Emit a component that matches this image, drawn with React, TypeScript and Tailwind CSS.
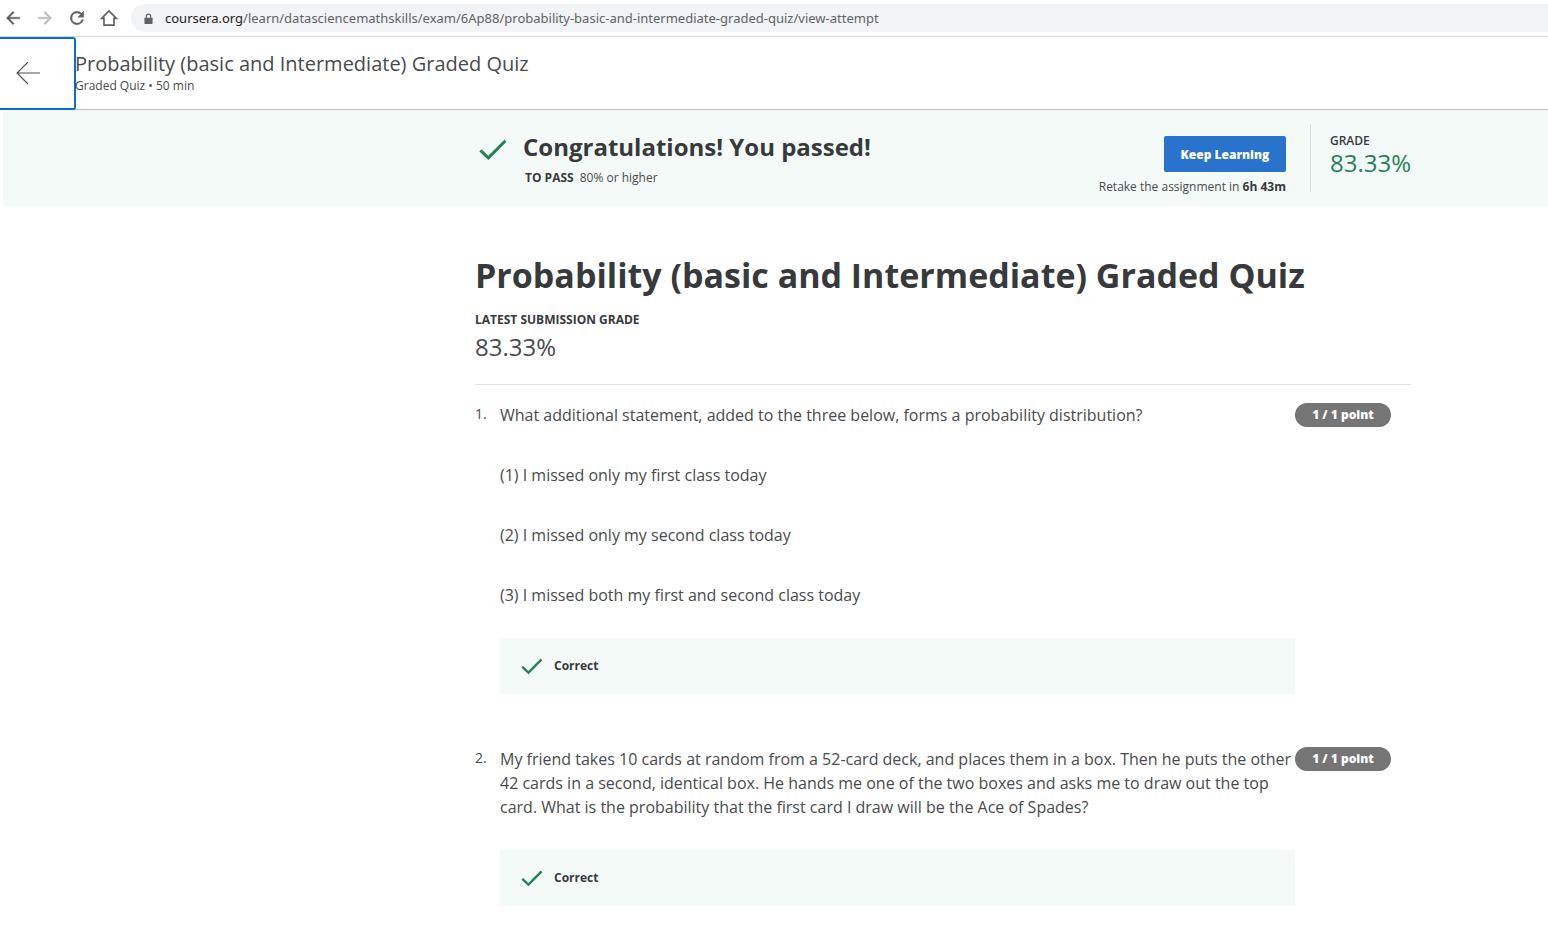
import type { ReactNode } from "react";

const urlPath =
  "/learn/datasciencemathskills/exam/6Ap88/probability-basic-and-intermediate-graded-quiz/view-attempt";

const quizTitle = "Probability (basic and Intermediate) Graded Quiz";

type Question = { paragraphs: string[]; points: string };

const questions: Question[] = [
  {
    paragraphs: [
      "What additional statement, added to the three below, forms a probability distribution?",
      "(1) I missed only my first class today",
      "(2) I missed only my second class today",
      "(3) I missed both my first and second class today",
    ],
    points: "1 / 1 point",
  },
  {
    paragraphs: [
      "My friend takes 10 cards at random from a 52-card deck, and places them in a box. Then he puts the other 42 cards in a second, identical box. He hands me one of the two boxes and asks me to draw out the top card. What is the probability that the first card I draw will be the Ace of Spades?",
    ],
    points: "1 / 1 point",
  },
];

function Check({ className }: { className: string }) {
  return (
    <svg viewBox="0 0 28 22" className={className} fill="none" aria-hidden="true">
      <path d="M1.4 11.4 L9.4 18.8 L26.4 1.8" stroke="#1f8354" strokeWidth="3" />
    </svg>
  );
}

function ToolButton({ label, color, children }: { label: string; color: string; children: ReactNode }) {
  return (
    <button type="button" aria-label={label} className={color}>
      <svg viewBox="0 0 24 24" className="size-5" fill="currentColor" aria-hidden="true">
        {children}
      </svg>
    </button>
  );
}

function BrowserBar() {
  return (
    <div className="flex h-[37px] items-center border-b border-[#dadce0] bg-white pl-[3px]">
      <div className="flex gap-3">
        <ToolButton label="Back" color="text-[#5f6368]">
          <path d="M20 11H7.83l5.59-5.59L12 4l-8 8 8 8 1.41-1.41L7.83 13H20v-2z" stroke="currentColor" strokeWidth="0.5" />
        </ToolButton>
        <ToolButton label="Forward" color="text-[#babcbe]">
          <path d="M12 4l-1.41 1.41L16.17 11H4v2h12.17l-5.58 5.59L12 20l8-8z" stroke="currentColor" strokeWidth="0.5" />
        </ToolButton>
        <ToolButton label="Reload" color="text-[#5f6368]">
          <path d="M17.65 6.35A7.96 7.96 0 0 0 12 4a8 8 0 1 0 7.73 10h-2.08A6 6 0 1 1 12 6c1.66 0 3.14.69 4.22 1.78L13 11h7V4l-2.35 2.35z" stroke="currentColor" strokeWidth="0.6" />
        </ToolButton>
        <ToolButton label="Home" color="text-[#5f6368]">
          <path d="M12 3.4 3.2 12.4H6V20.6H18V12.4H20.8Z" fill="none" stroke="currentColor" strokeWidth="2" />
        </ToolButton>
      </div>
      <a
        href="#quiz"
        className="ml-3 flex h-7 flex-1 items-center rounded-l-full bg-[#f1f3f4] pt-px pl-[13px] font-['Noto_Sans',sans-serif] text-[13px] text-[#5f6368]"
      >
        <svg viewBox="0 0 10 12" className="mr-3 h-3 w-[9px]" aria-hidden="true">
          <rect x="0.5" y="4.5" width="9" height="7" rx="0.8" fill="#5f6368" />
          <path d="M2.6 5V2.9a2.4 2.4 0 0 1 4.8 0V5" fill="none" stroke="#5f6368" strokeWidth="1.3" />
        </svg>
        <span className="whitespace-nowrap">
          <span className="text-[#202124]">coursera.org</span>
          {urlPath}
        </span>
      </a>
    </div>
  );
}

function Header() {
  return (
    <header className="flex h-[73px] border-b border-[#bdbdbd] bg-white">
      <button
        type="button"
        aria-label="Back to course"
        className="-mb-px flex w-[76px] items-center rounded-r-[3px] border-2 border-l-0 border-[#0a6bd1] pl-4"
      >
        <svg viewBox="0 0 24 24" className="size-6" fill="none" stroke="#4a4d50" aria-hidden="true">
          <path d="M24 11H1M12 0L1 11L12 22" strokeWidth="1.1" />
        </svg>
      </button>
      <div className="-ml-px pt-3 text-[#484b4d]">
        <h2 className="text-[20px] leading-[30px]">{quizTitle}</h2>
        <p className="text-[12px] leading-[14px]">Graded Quiz • 50 min</p>
      </div>
    </header>
  );
}

function Banner() {
  return (
    <section className="ml-[3px] h-24 bg-[#f4faf8] pl-[472px]">
      <div className="flex max-w-[936px] pt-[14px]">
        <Check className="ml-1 mt-[15px] h-[22px] w-7" />
        <div className="ml-4 pt-[7px]">
          <h2 className="text-[24px] leading-8 font-bold">Congratulations! You passed!</h2>
          <p className="ml-0.5 mt-1.5 text-[12px] leading-[18px] text-[#484b4d]">
            <strong className="mr-1.5 text-[#373a3c]">TO PASS</strong>80% or higher
          </p>
        </div>
        <div className="ml-auto flex flex-col items-end pt-3">
          <button
            type="button"
            className="h-9 w-[122px] rounded-xs bg-[#2a73cc] pt-px text-[12px] font-extrabold text-white"
          >
            Keep Learning
          </button>
          <p className="mt-1.5 text-[12px] leading-[18px] text-[#484b4d]">
            Retake the assignment in <strong className="text-[#373a3c]">6h 43m</strong>
          </p>
        </div>
        <div className="ml-6 h-[68px] border-l border-[#dcdfde] pl-[19px] pt-2">
          <p className="text-[12px] leading-[18px] font-semibold">GRADE</p>
          <p className="text-[24px] leading-[26px] text-[#1f8354]">83.33%</p>
        </div>
      </div>
    </section>
  );
}

function QuestionItem({ question, index }: { question: Question; index: number }) {
  return (
    <li className="flex items-start">
      <span className="w-[25px] shrink-0 text-[14px] leading-[22px] text-[#484b4d]">{index}.</span>
      <div className="min-w-0 flex-1">
        <div className="flex flex-col gap-9 text-[16px] leading-6 text-[#484b4d]">
          {question.paragraphs.map((text) => (
            <p key={text}>{text}</p>
          ))}
        </div>
        <div className="mt-[31px] flex h-14 items-center bg-[#f4faf8] pl-[21px] text-[12px] font-bold">
          <Check className="mr-[11px] h-[17px] w-[22px]" />
          Correct
        </div>
      </div>
      <span className="mr-5 flex h-6 w-24 items-center justify-center rounded-full bg-[#757575] text-[12px] font-extrabold text-white">
        {question.points}
      </span>
    </li>
  );
}

export default function App() {
  return (
    <div className="min-h-screen bg-white font-['Open_Sans',sans-serif] text-[#373a3c]">
      <BrowserBar />
      <Header />
      <Banner />
      <main id="quiz" className="pl-[475px] pt-11">
        <div className="max-w-[936px]">
          <h1 className="text-[34px] leading-[50px] font-bold">{quizTitle}</h1>
          <p className="mt-[11px] text-[12px] leading-[18px] font-bold">LATEST SUBMISSION GRADE</p>
          <p className="mt-1 text-[24px] leading-7 text-[#484b4d]">83.33%</p>
          <hr className="mt-[23px] border-[#e0e0e0]" />
          <ol className="mt-[18px] flex flex-col gap-[53px]">
            {questions.map((question, i) => (
              <QuestionItem key={question.paragraphs[0]} question={question} index={i + 1} />
            ))}
          </ol>
        </div>
      </main>
    </div>
  );
}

Your task: All of the data above should be transcribed verbatim, with pictures omitted.

Output for this exercise:
Emit a component that matches this image, drawn with React, TypeScript and Tailwind CSS.
import type { ReactNode } from "react";

const urlPath =
  "/learn/datasciencemathskills/exam/6Ap88/probability-basic-and-intermediate-graded-quiz/view-attempt";

const quizTitle = "Probability (basic and Intermediate) Graded Quiz";

type Question = { paragraphs: string[]; points: string };

const questions: Question[] = [
  {
    paragraphs: [
      "What additional statement, added to the three below, forms a probability distribution?",
      "(1) I missed only my first class today",
      "(2) I missed only my second class today",
      "(3) I missed both my first and second class today",
    ],
    points: "1 / 1 point",
  },
  {
    paragraphs: [
      "My friend takes 10 cards at random from a 52-card deck, and places them in a box. Then he puts the other 42 cards in a second, identical box. He hands me one of the two boxes and asks me to draw out the top card. What is the probability that the first card I draw will be the Ace of Spades?",
    ],
    points: "1 / 1 point",
  },
];

function Check({ className }: { className: string }) {
  return (
    <svg viewBox="0 0 28 22" className={className} fill="none" aria-hidden="true">
      <path d="M1.4 11.4 L9.4 18.8 L26.4 1.8" stroke="#1f8354" strokeWidth="3" />
    </svg>
  );
}

function ToolButton({ label, color, children }: { label: string; color: string; children: ReactNode }) {
  return (
    <button type="button" aria-label={label} className={color}>
      <svg viewBox="0 0 24 24" className="size-5" fill="currentColor" aria-hidden="true">
        {children}
      </svg>
    </button>
  );
}

function BrowserBar() {
  return (
    <div className="flex h-[37px] items-center border-b border-[#dadce0] bg-white pl-[3px]">
      <div className="flex gap-3">
        <ToolButton label="Back" color="text-[#5f6368]">
          <path d="M20 11H7.83l5.59-5.59L12 4l-8 8 8 8 1.41-1.41L7.83 13H20v-2z" stroke="currentColor" strokeWidth="0.5" />
        </ToolButton>
        <ToolButton label="Forward" color="text-[#babcbe]">
          <path d="M12 4l-1.41 1.41L16.17 11H4v2h12.17l-5.58 5.59L12 20l8-8z" stroke="currentColor" strokeWidth="0.5" />
        </ToolButton>
        <ToolButton label="Reload" color="text-[#5f6368]">
          <path d="M17.65 6.35A7.96 7.96 0 0 0 12 4a8 8 0 1 0 7.73 10h-2.08A6 6 0 1 1 12 6c1.66 0 3.14.69 4.22 1.78L13 11h7V4l-2.35 2.35z" stroke="currentColor" strokeWidth="0.6" />
        </ToolButton>
        <ToolButton label="Home" color="text-[#5f6368]">
          <path d="M12 3.4 3.2 12.4H6V20.6H18V12.4H20.8Z" fill="none" stroke="currentColor" strokeWidth="2" />
        </ToolButton>
      </div>
      <a
        href="#quiz"
        className="ml-3 flex h-7 flex-1 items-center rounded-l-full bg-[#f1f3f4] pt-px pl-[13px] font-['Noto_Sans',sans-serif] text-[13px] text-[#5f6368]"
      >
        <svg viewBox="0 0 10 12" className="mr-3 h-3 w-[9px]" aria-hidden="true">
          <rect x="0.5" y="4.5" width="9" height="7" rx="0.8" fill="#5f6368" />
          <path d="M2.6 5V2.9a2.4 2.4 0 0 1 4.8 0V5" fill="none" stroke="#5f6368" strokeWidth="1.3" />
        </svg>
        <span className="whitespace-nowrap">
          <span className="text-[#202124]">coursera.org</span>
          {urlPath}
        </span>
      </a>
    </div>
  );
}

function Header() {
  return (
    <header className="flex h-[73px] border-b border-[#bdbdbd] bg-white">
      <button
        type="button"
        aria-label="Back to course"
        className="-mb-px flex w-[76px] items-center rounded-r-[3px] border-2 border-l-0 border-[#0a6bd1] pl-4"
      >
        <svg viewBox="0 0 24 24" className="size-6" fill="none" stroke="#4a4d50" aria-hidden="true">
          <path d="M24 11H1M12 0L1 11L12 22" strokeWidth="1.1" />
        </svg>
      </button>
      <div className="-ml-px pt-3 text-[#484b4d]">
        <h2 className="text-[20px] leading-[30px]">{quizTitle}</h2>
        <p className="text-[12px] leading-[14px]">Graded Quiz • 50 min</p>
      </div>
    </header>
  );
}

function Banner() {
  return (
    <section className="ml-[3px] h-24 bg-[#f4faf8] pl-[472px]">
      <div className="flex max-w-[936px] pt-[14px]">
        <Check className="ml-1 mt-[15px] h-[22px] w-7" />
        <div className="ml-4 pt-[7px]">
          <h2 className="text-[24px] leading-8 font-bold">Congratulations! You passed!</h2>
          <p className="ml-0.5 mt-1.5 text-[12px] leading-[18px] text-[#484b4d]">
            <strong className="mr-1.5 text-[#373a3c]">TO PASS</strong>80% or higher
          </p>
        </div>
        <div className="ml-auto flex flex-col items-end pt-3">
          <button
            type="button"
            className="h-9 w-[122px] rounded-xs bg-[#2a73cc] pt-px text-[12px] font-extrabold text-white"
          >
            Keep Learning
          </button>
          <p className="mt-1.5 text-[12px] leading-[18px] text-[#484b4d]">
            Retake the assignment in <strong className="text-[#373a3c]">6h 43m</strong>
          </p>
        </div>
        <div className="ml-6 h-[68px] border-l border-[#dcdfde] pl-[19px] pt-2">
          <p className="text-[12px] leading-[18px] font-semibold">GRADE</p>
          <p className="text-[24px] leading-[26px] text-[#1f8354]">83.33%</p>
        </div>
      </div>
    </section>
  );
}

function QuestionItem({ question, index }: { question: Question; index: number }) {
  return (
    <li className="flex items-start">
      <span className="w-[25px] shrink-0 text-[14px] leading-[22px] text-[#484b4d]">{index}.</span>
      <div className="min-w-0 flex-1">
        <div className="flex flex-col gap-9 text-[16px] leading-6 text-[#484b4d]">
          {question.paragraphs.map((text) => (
            <p key={text}>{text}</p>
          ))}
        </div>
        <div className="mt-[31px] flex h-14 items-center bg-[#f4faf8] pl-[21px] text-[12px] font-bold">
          <Check className="mr-[11px] h-[17px] w-[22px]" />
          Correct
        </div>
      </div>
      <span className="mr-5 flex h-6 w-24 items-center justify-center rounded-full bg-[#757575] text-[12px] font-extrabold text-white">
        {question.points}
      </span>
    </li>
  );
}

export default function App() {
  return (
    <div className="min-h-screen bg-white font-['Open_Sans',sans-serif] text-[#373a3c]">
      <BrowserBar />
      <Header />
      <Banner />
      <main id="quiz" className="pl-[475px] pt-11">
        <div className="max-w-[936px]">
          <h1 className="text-[34px] leading-[50px] font-bold">{quizTitle}</h1>
          <p className="mt-[11px] text-[12px] leading-[18px] font-bold">LATEST SUBMISSION GRADE</p>
          <p className="mt-1 text-[24px] leading-7 text-[#484b4d]">83.33%</p>
          <hr className="mt-[23px] border-[#e0e0e0]" />
          <ol className="mt-[18px] flex flex-col gap-[53px]">
            {questions.map((question, i) => (
              <QuestionItem key={question.paragraphs[0]} question={question} index={i + 1} />
            ))}
          </ol>
        </div>
      </main>
    </div>
  );
}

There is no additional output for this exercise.